Farmers from all over California, including the Central Valley and coastal areas, showed up at Governor Jerry Brown’s office Wednesday with a petition calling for a moratorium on fracking. The same day a similar petition with the signatures of chefs, restaurant owners, winemakers, and brewers from throughout California was also delivered to the governor.
Anti-fracking momentum continues to grow. Earlier today, the L.A. City Council passed a motion that will use zoning codes to effectively ban fracking after the city writes a legal ordinance.
Fracking, or hydraulic fracturing, is a technique to extract oil from otherwise inaccessible deposits by forcing water, mixed with other chemicals and acids, into the ground to break up, or fracture, rocks holding the oil and allow it to flow more freely. There have been charges that the extraction method causes earthquakes, poisons groundwater, and wastes water, yet the practice continues.
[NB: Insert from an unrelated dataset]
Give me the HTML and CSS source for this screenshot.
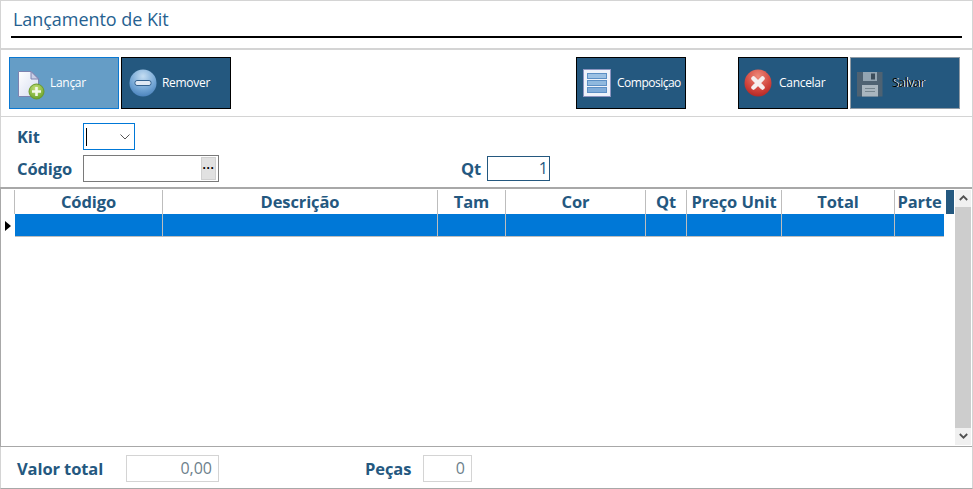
FILE: index.html
```html
<!DOCTYPE html>
<html lang="pt">
<head>
<meta charset="utf-8">
<title>Lançamento de Kit</title>
<link rel="stylesheet" href="styles.css">
</head>
<body>
<div class="window">
  <header class="title-band">
    <h1 class="title">Lançamento de Kit</h1>
  </header>
  <div class="toolbar">
    <button class="btn btn-hot">
      <svg class="ico" width="30" height="30" viewBox="0 0 30 30">
        <defs>
          <linearGradient id="pg" x1="0" y1="0" x2="1" y2="1"><stop offset="0" stop-color="#fff"/><stop offset="1" stop-color="#d5dcf0"/></linearGradient>
          <radialGradient id="gg" cx=".45" cy=".3" r=".8"><stop offset="0" stop-color="#c5e27a"/><stop offset="1" stop-color="#5f9a1f"/></radialGradient>
        </defs>
        <path d="M1.500 1.500H14L21.500 9V26.500H1.500Z" fill="url(#pg)" stroke="#7d83b0"/>
        <path d="M14 1.500V9H21.500Z" fill="#c9cfe6" stroke="#7d83b0"/>
        <circle cx="19.500" cy="21.500" r="7.500" fill="url(#gg)" stroke="#6b9a2c"/>
        <path d="M19.500 17V26M15 21.500H24" stroke="#f4f8ea" stroke-width="2.600"/>
      </svg>
      <span class="btn-label">Lançar</span>
    </button>
    <button class="btn">
      <svg class="ico ico-remove" width="28" height="28" viewBox="0 0 28 28">
        <defs><radialGradient id="bg" cx=".5" cy=".25" r=".85"><stop offset="0" stop-color="#c4ddf2"/><stop offset=".6" stop-color="#6fa3d3"/><stop offset="1" stop-color="#3f78b4"/></radialGradient></defs>
        <circle cx="14" cy="14" r="13.500" fill="url(#bg)"/>
        <rect x="6" y="11.500" width="16" height="5" rx="2" fill="#dfe9f4" stroke="#33628f"/>
      </svg>
      <span class="btn-label">Remover</span>
    </button>
    <button class="btn btn-comp">
      <svg class="ico ico-comp" width="28" height="28" viewBox="0 0 28 28">
        <rect x=".5" y=".5" width="27" height="27" fill="#eef2fa" stroke="#8c94c0"/>
        <rect x="4.500" y="4.500" width="19" height="5" fill="#9cc1e4" stroke="#5c8fc4"/>
        <rect x="4.500" y="11.500" width="19" height="5" fill="#8fb8de" stroke="#5c8fc4"/>
        <rect x="4.500" y="18.500" width="19" height="5" fill="#7fabd8" stroke="#5c8fc4"/>
      </svg>
      <span class="btn-label">Composiçao</span>
    </button>
    <button class="btn btn-cancel">
      <svg class="ico ico-remove" width="28" height="28" viewBox="0 0 28 28">
        <defs><radialGradient id="rg" cx=".5" cy=".25" r=".85"><stop offset="0" stop-color="#ee8a7a"/><stop offset=".6" stop-color="#d0423a"/><stop offset="1" stop-color="#a81f1e"/></radialGradient></defs>
        <circle cx="14" cy="14" r="13.500" fill="url(#rg)"/>
        <path d="M9.500 9.500L18.500 18.500M18.500 9.500L9.500 18.500" stroke="#f6eeee" stroke-width="4.500" stroke-linecap="round"/>
      </svg>
      <span class="btn-label">Cancelar</span>
    </button>
    <button class="btn btn-off">
      <svg class="ico ico-save" width="26" height="26" viewBox="0 0 26 26">
        <path d="M0 1H25.500V25.500H0Z" fill="#4e6272"/>
        <rect x="6" y="1" width="14" height="9" fill="#93a5b2"/>
        <rect x="14" y="2.500" width="4" height="6" fill="#3c4d5b"/>
        <rect x="5" y="14" width="16" height="11.500" fill="#a9b6bf"/>
        <path d="M8 17.500H18M8 20.500H18" stroke="#76868f"/>
      </svg>
      <span class="btn-label btn-label-off">Salvar</span>
    </button>
  </div>
  <section class="form">
    <div class="form-row row-kit">
      <label class="lbl lbl-first">Kit</label>
      <div class="combo">
        <span class="caret"></span>
        <svg width="10" height="6" viewBox="0 0 10 6"><path d="M.5 .5L5 5L9.500 .5" fill="none" stroke="#555"/></svg>
      </div>
    </div>
    <div class="form-row row-code">
      <label class="lbl lbl-first">Código</label>
      <div class="lookup"><span class="dots">···</span></div>
      <label class="lbl lbl-qt">Qt</label>
      <div class="qt-input">1</div>
    </div>
  </section>
  <section class="grid">
    <div class="table">
      <div class="thead">
        <div class="indicator"></div>
        <div class="th c1">Código</div>
        <div class="th c2">Descrição</div>
        <div class="th c3">Tam</div>
        <div class="th c4">Cor</div>
        <div class="th c5">Qt</div>
        <div class="th c6">Preço Unit</div>
        <div class="th c7">Total</div>
        <div class="th c8">Parte</div>
      </div>
      <div class="tr">
        <div class="indicator"><span class="arrow"></span></div>
        <div class="td c1"></div>
        <div class="td c2"></div>
        <div class="td c3"></div>
        <div class="td c4"></div>
        <div class="td c5"></div>
        <div class="td c6"></div>
        <div class="td c7"></div>
        <div class="td c8"></div>
      </div>
    </div>
    <div class="corner"></div>
    <div class="scrollbar">
      <svg class="sb-arrow" width="9" height="6" viewBox="0 0 9 6"><path d="M.8 5L4.500 1.300L8.200 5" fill="none" stroke="#505050" stroke-width="1.800"/></svg>
      <div class="sb-thumb"></div>
      <svg class="sb-arrow" width="9" height="6" viewBox="0 0 9 6"><path d="M.8 1L4.500 4.700L8.200 1" fill="none" stroke="#505050" stroke-width="1.800"/></svg>
    </div>
  </section>
  <footer class="footer">
    <label class="lbl lbl-total">Valor total</label>
    <div class="ro ro-total">0,00</div>
    <label class="lbl lbl-pecas">Peças</label>
    <div class="ro ro-pecas">0</div>
  </footer>
</div>
</body>
</html>
```
FILE: styles.css
```css
* { box-sizing: border-box; }
html, body { margin: 0; padding: 0; background: #fff; }
body { width: 973px; height: 489px; overflow: hidden; font-family: "Open Sans", "Noto Sans", sans-serif; }
.window {
  width: 973px; height: 489px;
  border: 1px solid #d4d4d4;
  border-bottom-color: #a8a8a8;
  display: flex; flex-direction: column;
}
.title-band { height: 49px; border-bottom: 2px solid #d4d4d4; padding: 0 10px; flex: none; }
.title {
  margin: 0; height: 37px; border-bottom: 2px solid #000;
  font: 400 18px/36px "Open Sans", sans-serif; color: #266190; padding-left: 2px;
  letter-spacing: -.05px;
}
.toolbar {
  height: 67px; flex: none; padding: 7px 0 0 8px; display: flex; align-items: flex-start;
  border-bottom: 1px solid #d4d4d4;
}
.btn {
  width: 110px; height: 52px; flex: none; padding: 0 0 0 7px; margin: 0 2px 0 0;
  background: #24587f; border: 1px solid #000; color: #fff;
  display: flex; align-items: center; text-align: left;
  font: 400 12px "Open Sans", sans-serif;
}
.btn-hot { background: #659dc6; border-color: #0a78d2; }
.btn-comp { margin-left: 343px; padding-left: 6px; }
.btn-cancel { margin-left: 50px; padding-left: 5px; }
.btn-off { padding-left: 6px; margin-right: 0; border-color: #8f9aa4; }
.ico { flex: none; display: block; }
.btn-hot .ico { margin-top: 3px; }
.ico-remove { margin-right: 5px; }
.btn-cancel .ico-remove { margin-right: 7px; }
.ico-comp { margin-right: 6px; }
.ico-save { margin-right: 9px; margin-top: 2px; }
.btn-hot .btn-label { margin-left: 3px; margin-top: -1px; }
.btn-label { letter-spacing: -.3px; margin-top: -1px; }
.btn-label-off { color: #000; text-shadow: 1px 0 0 #fff; }
.btn-comp .btn-label { letter-spacing: -.5px; }

.form { height: 70px; flex: none; }
.form-row { display: flex; align-items: center; }
.row-kit { height: 27px; margin-top: 6px; }
.row-code { height: 27px; margin-top: 5px; }
.lbl { font: 700 16.5px "Open Sans", sans-serif; color: #24587f; white-space: nowrap; letter-spacing: -.1px; }
.lbl-first { width: 66px; margin-left: 16px; flex: none; }
.combo {
  width: 52px; height: 27px; border: 1px solid #0078d7; background: #fff;
  display: flex; align-items: center; justify-content: space-between; padding: 0 4px 0 2px;
}
.caret { width: 1px; height: 18px; background: #000; }
.lookup {
  width: 136px; height: 27px; border: 1px solid #7a7a7a; background: #fff;
  display: flex; justify-content: flex-end; padding: 1px 2px;
}
.dots {
  width: 15px; height: 23px; background: #e1e1e1; border: 1px solid #d0d0d0;
  font: 700 12px/21px "Liberation Sans", sans-serif; text-align: center; color: #000; overflow: hidden;
}
.lbl-qt { margin-left: 242px; width: 26px; flex: none; }
.qt-input {
  width: 63px; height: 25px; border: 1px solid #24587f; background: #fff;
  font: 400 16px/23px "Open Sans", sans-serif; color: #24587f; text-align: right; padding-right: 1px;
}

.grid {
  height: 260px; flex: none; display: flex; align-items: flex-start;
  border-top: 2px solid #a8a8a8; border-bottom: 1px solid #a8a8a8; border-left: 1px solid #a8a8a8;
  margin-left: -1px; padding-top: 1px;
}
.table { width: 945px; flex: none; }
.thead, .tr { display: flex; }
.thead { height: 24px; }
.tr { height: 23px; }
.indicator { width: 13px; flex: none; display: flex; align-items: center; padding-left: 4px; }
.arrow { width: 0; height: 0; border-left: 6px solid #000; border-top: 5px solid transparent; border-bottom: 5px solid transparent; }
.th {
  flex: none; border-left: 1px solid #bdbdbd; text-align: center; white-space: nowrap; overflow: hidden;
  font: 700 16.5px/24px "Open Sans", sans-serif; color: #24587f; letter-spacing: -.1px;
}
.td { flex: none; background: #0078d7; border-left: 1px solid #bdbdbd; border-bottom: 1px solid #bdbdbd; }
.tr .c1 { border-left-width: 0; margin-left: 1px; width: 147px; }
.c1 { width: 148px; }
.c2 { width: 275px; }
.c3 { width: 68px; }
.c4 { width: 140px; }
.c5 { width: 41px; }
.c6 { width: 95px; }
.c7 { width: 113px; }
.c8 { width: 50px; }
.corner { width: 8px; height: 24px; background: #24587f; flex: none; }
.scrollbar {
  width: 16px; height: 255px; margin-left: 1px; flex: none; background: #f0f0f0;
  display: flex; flex-direction: column; align-items: center; justify-content: space-between;
}
.sb-arrow { display: block; margin: 5px 0 6px; flex: none; }
.sb-thumb { width: 16px; flex: 1; background: #cdcdcd; }

.footer { flex: 1; display: flex; align-items: flex-start; padding-top: 8px; }
.lbl-total { margin-left: 16px; width: 109px; flex: none; line-height: 27px; }
.ro {
  height: 27px; border: 1px solid #d4d4d4; background: #fff; flex: none;
  font: 400 16px/25px "Open Sans", sans-serif; color: #6d7f8c; text-align: right; padding-right: 6px;
}
.ro-total { width: 93px; }
.lbl-pecas { margin-left: 146px; width: 58px; flex: none; line-height: 27px; }
.ro-pecas { width: 49px; }
```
California has long been an oil-producing state, and oil wells are so ubiquitous in certain regions that we no longer notice them. Countless small oil wells, many in active production, are interspersed in all kinds of surprising places within L.A. The Central Valley also is a major oil producing region, and the Monterey Shale, an underground deposit in the Central Valley, has been gaining attention because it is a huge potential source of oil, made more accessible due to the invention of fracking. But it sits under long-established communities and farms that grow food crops for the entire country, and concerns that fracking endangers that supply are growing.
Current law requires the California Division of Oil, Gas, and Geothermal Resources (DOGGR) to approve and supervise any oil drilling operations in the state. Last year the legislature passed S.B. 4, which created the state’s first regulations on fracking. It requires DOGGR to conduct a study on the hazards and risks from the fracking process.
The law was initially supported by some environmental groups. The assembly’s legislative analysis points out that S.B. 4 includes all the key elements recommended by a National Resources Defense Council paper on regulations on fracking, and then some. These elements include prior notification of fracking activities to local residents, disclosure of the amount of water used, what chemicals are used, a description of a well’s geologic context, and a waste storage and disposal plan.
We did support S.B.4 last session and and I still think that bill did some good things,” said a senior attorney with the NRDC, Damon Nagami. “But we never thought that S.B. 4 alone was adequate to protect the environment. It was a good start, and Senator Pavely’s efforts were needed. But at the very end there were some changes made to the bill that were problematic and we had to withdraw our support.”
Last-minute amendments weakened the bill in two key ways: by allowing DOGGR to waive requirements for EIR analysis if they are below a certain unnamed threshold, and by allowing fracking to continue while agencies draft regulations and study potential environmental impacts.
Last year seven bills related to fracking, including two that would have imposed a moratorium, died in session. This year Holly Mitchell (D-Los Angeles) and Mark Leno (D-San Francisco) introduced S.B. 1132, extending the parameters of the study required under S.B. 4 and imposing a moratorium on fracking until the study is reviewed and the Governor finds that well stimulation treatments do not pose a risk to the public health and welfare or to environmental or economic sustainability.
The NRDC, Californians Against Fracking, the Sierra Club, 350.org, and other organizations and communities support a moratorium on fracking until the state can finish its analysis on the hazards and risks involved in the practice. “We’ve written letters to the governor,” said Nagami, “because we believe he has the duty and the ability to impose a moratorium if the legislature can’t.”
One good thing coming out of S.B. 4 already is data. Said Nagami, “The industry’s main talking points have been that fracking has been happening for years already in California and there have been no reported problems….There may have been problems but we didn’t know them because there wasn’t any data or oversight. We don’t even know where they’re fracking.”
We’re starting to. There’s not a whole lot of data yet, and what is available is self-reported, but you can start to map wells that use hydraulic fracking techniques on DOGGR’s website here.
The farmers’ and chefs’ petitions were organized in conjunction with Food & Water Watch, the Center for Biological Diversity, and other groups that are part of the statewide coalition Californians Against Fracking. The petitions focus on fracking’s effects on the state’s water supply.
Farmers and others object to the fracking industry’s wasteful use of water, especially in a drought year. Also, once water is used for fracking a well, it is no longer available for other uses because of the toxic chemicals used in the extraction process, thus further reducing California’s limited water supply. In the process, toxic waste that must be disposed of or contained is created, and toxic chemicals can be introduced into groundwater.
Environmental and other groups, communities including Los Angeles, and now farmers and chefs are calling on Governor Brown and state lawmakers to impose a moratorium on fracking until the state can finish its analysis of the hazards and risks associated with the process.
Californians Against Fracking plan to hold a rally in Sacramento on March 15 to press for a halt to fracking in California.